* What you will do: Report every line in the listing that contains the string "screenshot".

.....

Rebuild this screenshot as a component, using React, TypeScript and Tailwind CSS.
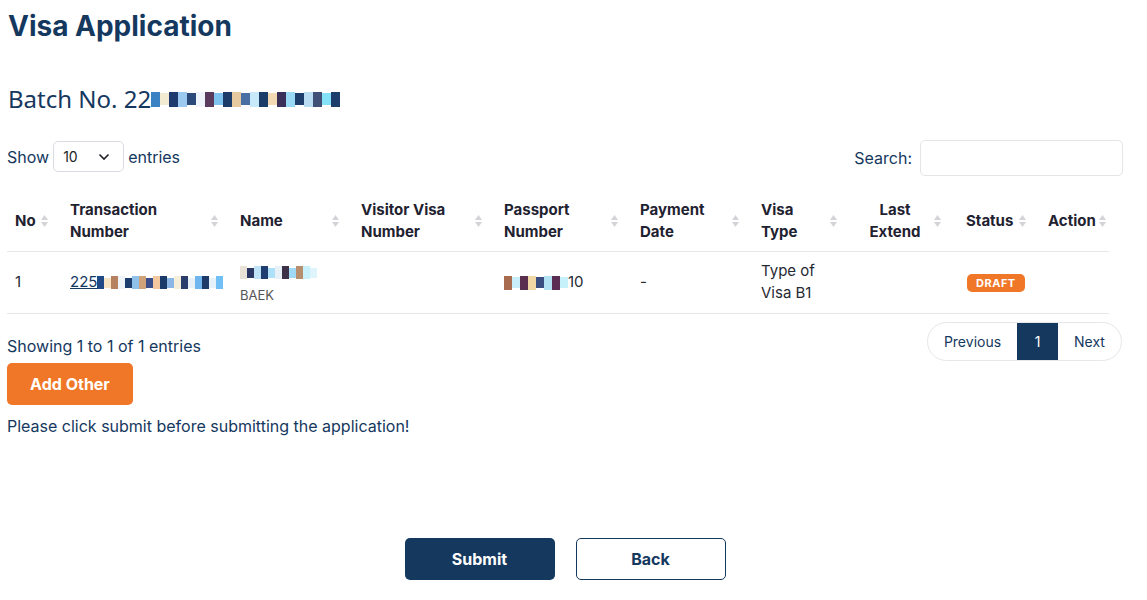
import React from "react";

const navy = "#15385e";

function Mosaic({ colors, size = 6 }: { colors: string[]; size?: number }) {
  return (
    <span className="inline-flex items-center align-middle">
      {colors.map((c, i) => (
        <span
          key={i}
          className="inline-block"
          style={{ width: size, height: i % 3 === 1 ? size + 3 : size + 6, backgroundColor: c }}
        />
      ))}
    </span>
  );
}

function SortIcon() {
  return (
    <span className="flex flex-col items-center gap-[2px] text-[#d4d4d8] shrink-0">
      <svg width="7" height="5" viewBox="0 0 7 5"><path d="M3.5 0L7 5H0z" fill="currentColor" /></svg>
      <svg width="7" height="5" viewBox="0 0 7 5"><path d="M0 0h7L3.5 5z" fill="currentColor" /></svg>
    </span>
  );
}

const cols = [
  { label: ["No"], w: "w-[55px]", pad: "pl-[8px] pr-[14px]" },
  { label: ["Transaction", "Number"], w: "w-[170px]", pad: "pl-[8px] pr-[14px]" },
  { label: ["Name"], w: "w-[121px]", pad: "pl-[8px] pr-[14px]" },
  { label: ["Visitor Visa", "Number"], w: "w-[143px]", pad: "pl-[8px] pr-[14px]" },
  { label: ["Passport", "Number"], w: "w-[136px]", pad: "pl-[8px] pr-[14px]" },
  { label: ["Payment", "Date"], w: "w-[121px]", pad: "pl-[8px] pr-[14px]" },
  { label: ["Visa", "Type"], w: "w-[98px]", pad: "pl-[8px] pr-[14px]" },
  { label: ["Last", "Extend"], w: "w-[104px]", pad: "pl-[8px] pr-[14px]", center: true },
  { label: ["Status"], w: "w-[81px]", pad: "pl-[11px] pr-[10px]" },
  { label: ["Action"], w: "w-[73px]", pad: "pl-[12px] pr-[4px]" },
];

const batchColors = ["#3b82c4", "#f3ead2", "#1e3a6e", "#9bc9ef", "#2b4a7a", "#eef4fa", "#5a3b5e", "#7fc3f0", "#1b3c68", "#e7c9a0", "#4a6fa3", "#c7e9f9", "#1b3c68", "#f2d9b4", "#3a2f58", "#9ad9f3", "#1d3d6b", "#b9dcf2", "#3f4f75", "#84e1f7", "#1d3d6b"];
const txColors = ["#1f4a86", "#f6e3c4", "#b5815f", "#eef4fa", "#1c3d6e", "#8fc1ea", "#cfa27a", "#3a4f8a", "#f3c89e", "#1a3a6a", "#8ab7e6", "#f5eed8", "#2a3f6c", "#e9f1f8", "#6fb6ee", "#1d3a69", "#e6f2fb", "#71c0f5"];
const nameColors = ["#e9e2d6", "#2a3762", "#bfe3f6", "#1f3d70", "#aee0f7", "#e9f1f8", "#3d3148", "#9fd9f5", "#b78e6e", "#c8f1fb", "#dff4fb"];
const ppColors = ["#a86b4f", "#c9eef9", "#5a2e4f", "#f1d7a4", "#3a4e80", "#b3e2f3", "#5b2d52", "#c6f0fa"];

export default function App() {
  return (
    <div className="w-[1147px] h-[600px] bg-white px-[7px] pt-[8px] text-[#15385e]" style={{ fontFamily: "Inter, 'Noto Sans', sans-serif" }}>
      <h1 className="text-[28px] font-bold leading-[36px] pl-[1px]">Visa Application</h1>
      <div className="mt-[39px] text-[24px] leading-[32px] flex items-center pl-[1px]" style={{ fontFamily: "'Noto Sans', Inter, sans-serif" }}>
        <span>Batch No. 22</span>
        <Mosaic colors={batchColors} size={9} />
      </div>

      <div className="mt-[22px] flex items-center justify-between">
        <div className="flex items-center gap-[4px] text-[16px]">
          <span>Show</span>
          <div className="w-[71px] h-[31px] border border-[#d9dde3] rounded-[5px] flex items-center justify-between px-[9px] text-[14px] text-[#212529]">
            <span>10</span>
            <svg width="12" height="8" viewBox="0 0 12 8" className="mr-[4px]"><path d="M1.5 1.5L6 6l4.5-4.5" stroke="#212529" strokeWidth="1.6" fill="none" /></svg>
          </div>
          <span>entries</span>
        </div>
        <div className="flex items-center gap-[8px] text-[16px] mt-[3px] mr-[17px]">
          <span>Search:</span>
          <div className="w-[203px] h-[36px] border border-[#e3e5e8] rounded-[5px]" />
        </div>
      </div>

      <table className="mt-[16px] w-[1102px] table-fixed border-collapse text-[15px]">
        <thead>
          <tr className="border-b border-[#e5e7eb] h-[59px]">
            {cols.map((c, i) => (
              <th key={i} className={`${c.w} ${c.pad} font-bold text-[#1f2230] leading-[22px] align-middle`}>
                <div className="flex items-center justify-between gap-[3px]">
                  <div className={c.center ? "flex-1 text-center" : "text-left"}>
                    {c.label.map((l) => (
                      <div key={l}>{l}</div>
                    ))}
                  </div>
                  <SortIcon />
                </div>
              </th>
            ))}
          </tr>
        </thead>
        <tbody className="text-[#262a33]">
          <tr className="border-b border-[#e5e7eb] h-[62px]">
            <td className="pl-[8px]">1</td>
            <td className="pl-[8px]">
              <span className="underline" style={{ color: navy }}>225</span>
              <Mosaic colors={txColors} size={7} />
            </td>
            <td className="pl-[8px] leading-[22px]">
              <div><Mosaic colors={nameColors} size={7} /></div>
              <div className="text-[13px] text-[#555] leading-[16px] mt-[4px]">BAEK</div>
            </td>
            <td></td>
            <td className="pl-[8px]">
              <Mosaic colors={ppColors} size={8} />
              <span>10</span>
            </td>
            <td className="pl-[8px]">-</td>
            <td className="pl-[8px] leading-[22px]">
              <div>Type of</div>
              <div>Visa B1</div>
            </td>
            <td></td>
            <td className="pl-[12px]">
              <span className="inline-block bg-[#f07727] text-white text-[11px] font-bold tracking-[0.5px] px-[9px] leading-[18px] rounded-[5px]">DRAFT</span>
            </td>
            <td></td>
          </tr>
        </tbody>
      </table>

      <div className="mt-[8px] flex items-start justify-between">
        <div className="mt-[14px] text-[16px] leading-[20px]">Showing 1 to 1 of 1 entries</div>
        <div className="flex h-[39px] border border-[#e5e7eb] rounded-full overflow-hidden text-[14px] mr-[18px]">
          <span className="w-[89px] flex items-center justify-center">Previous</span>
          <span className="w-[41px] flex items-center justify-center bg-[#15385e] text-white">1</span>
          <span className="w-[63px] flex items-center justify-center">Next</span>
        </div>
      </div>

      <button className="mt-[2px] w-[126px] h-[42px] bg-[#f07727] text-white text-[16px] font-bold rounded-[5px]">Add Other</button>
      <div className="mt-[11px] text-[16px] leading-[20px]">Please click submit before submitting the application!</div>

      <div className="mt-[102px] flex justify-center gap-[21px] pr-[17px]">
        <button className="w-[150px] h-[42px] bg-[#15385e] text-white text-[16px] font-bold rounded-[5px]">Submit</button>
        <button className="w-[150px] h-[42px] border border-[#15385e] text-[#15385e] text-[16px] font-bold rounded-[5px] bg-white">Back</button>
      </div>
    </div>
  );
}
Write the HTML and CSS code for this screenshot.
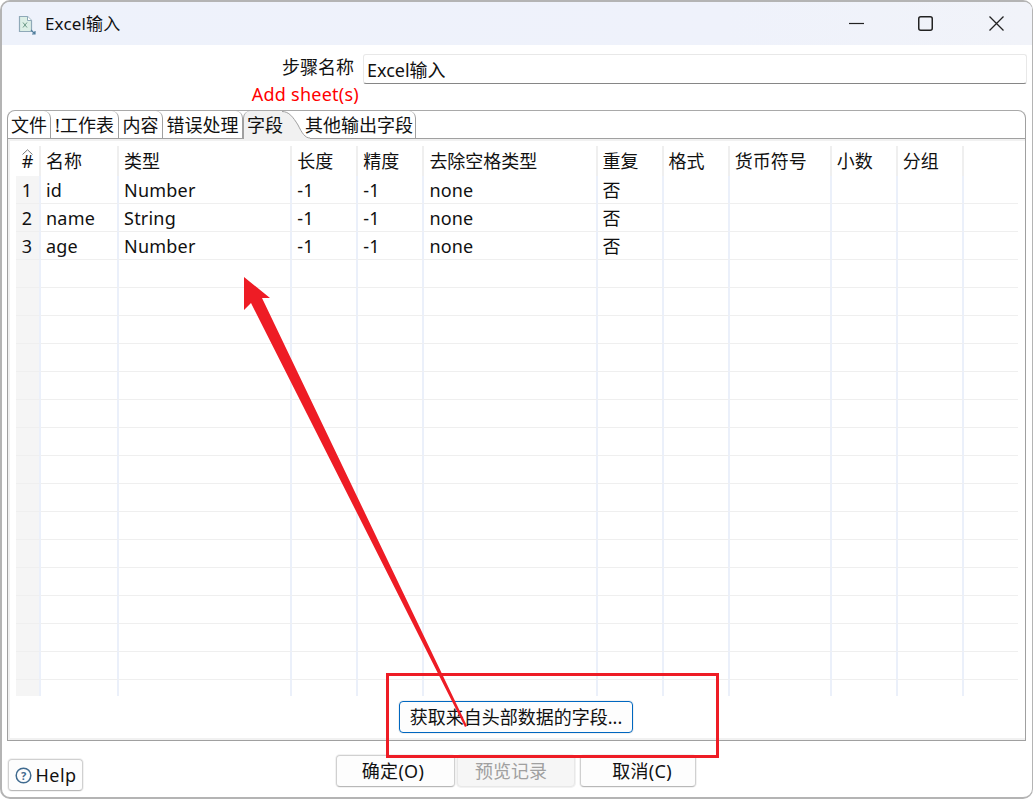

.....

* Correct output:
Rebuild this screenshot as a component, using React, TypeScript and Tailwind CSS.
Write the HTML and CSS code for this screenshot.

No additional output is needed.